One of these connectors also doubled as the power supply connector, and included analog lines that could be attached to a cassette tape recorder.
Earlier microcomputer systems such as the MITS Altair used a series of switches on the front of the machine to enter data. In order to do anything useful, the user had to enter a small program known as the "bootstrap loader" into the machine using these switches, a process known as booting. Once loaded, the loader would be used to load a larger program off a storage device like a paper tape reader. It would often take upwards of five minutes to load the tiny program into memory, and a single error while flipping the switches meant that the bootstrap loader would crash the machine. This could render some of the bootstrap code garbled, in which case the programmer had to reenter the whole thing and start all over again.
The KIM-1 included a somewhat more complex built-in Terminal Interface Monitor software called TIM that was "contained in 2048 bytes of ROM in two 6530 ROM/RAM/IO arrays". This monitor software included the ability to run a cassette tape for storage, drive the LED display, and run the keypad. As soon as the power was turned on, the monitor would run and the user could immediately start interacting with the machine via the keypad. The KIM-1 was one of the first single-board computers, needing only an external power supply to enable its use as a stand-alone experimental computer. This fact, plus the relatively low cost of getting started, made it quite popular with hobbyists through the late 1970s.
The TVT-6 project appeared on the cover on Popular Electronics in July 1977. The complete kit could be ordered from PAiA Electronics for .
Don expanded this design to do color and simple graphics in The Cheap Video Cookbook.

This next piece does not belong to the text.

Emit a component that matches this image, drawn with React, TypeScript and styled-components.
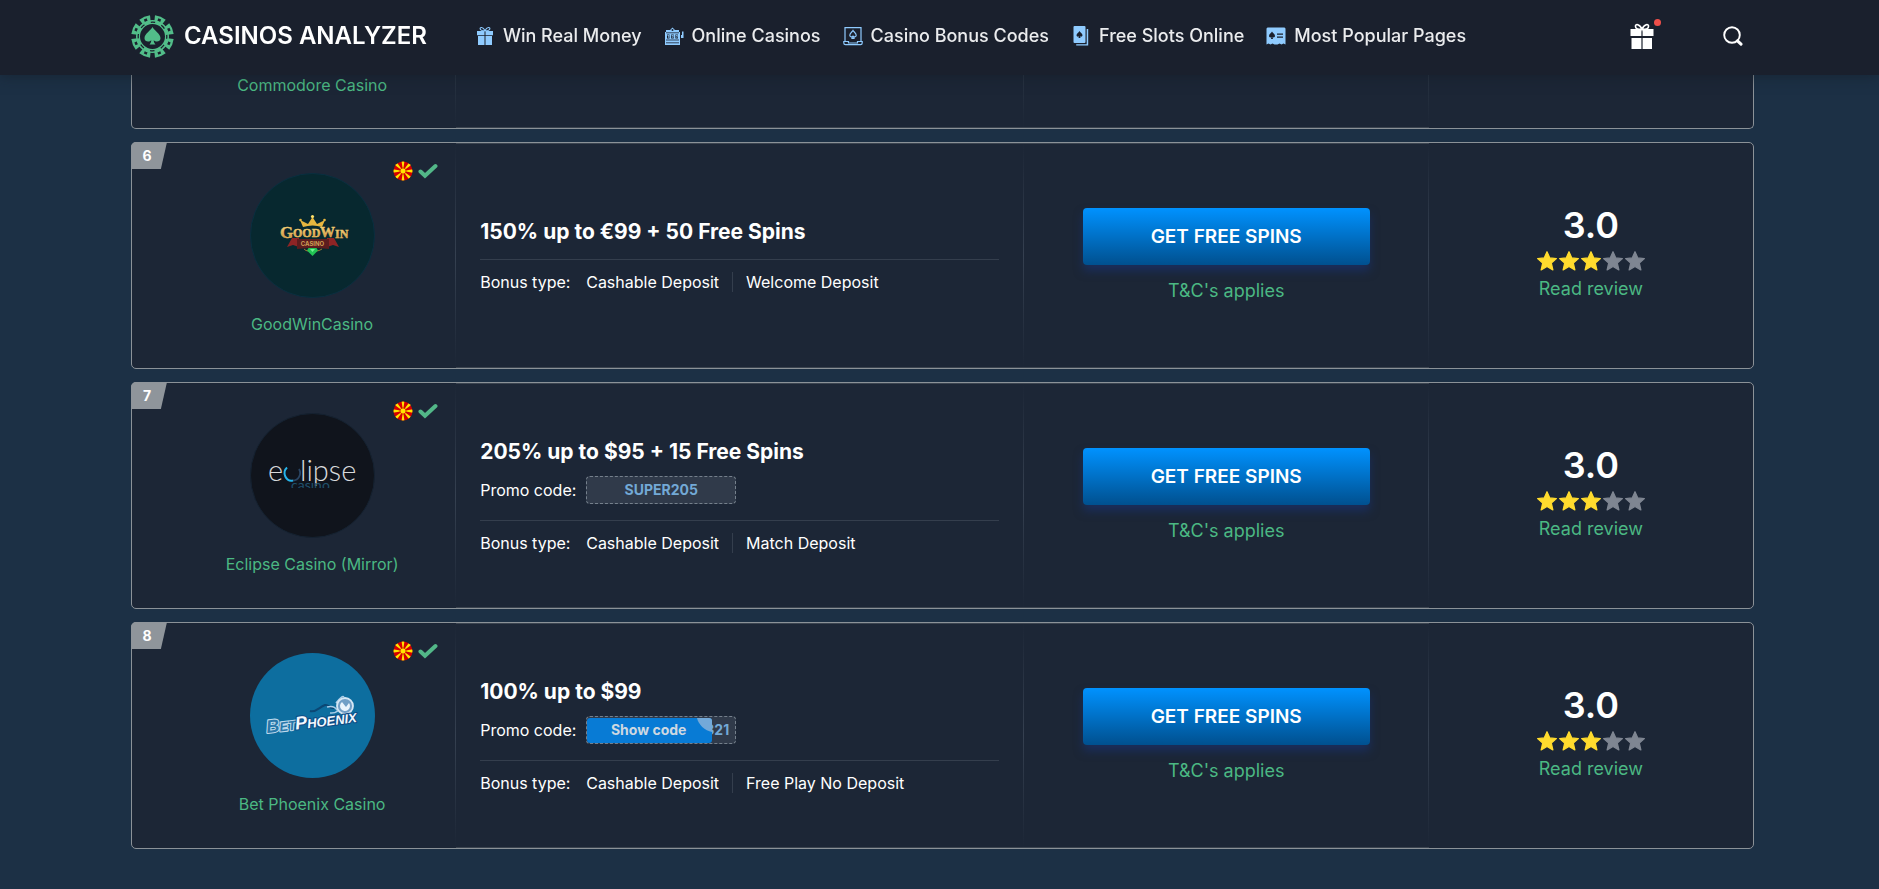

The format of data on the tape is: 100 bytes with the value 0x16 (SYN, Synchronous Idle), one byte with the value 0x2A (*), the record identification number, the start address (two characters for the low byte of address, two characters for the high byte), the end address (in the same format), the actual data, one byte with the value 0x2F ("/" character ), a two-byte checksum, and two bytes with the value 0x04 (EOT, End Of Transmission).
Each byte of memory is stored as two sequential ASCII characters on tape, for example, hexadecimal B5 in memory (181 decimal) would be stored as two sequential ASCII characters "B" and "5" (42 and 35 hexadecimal).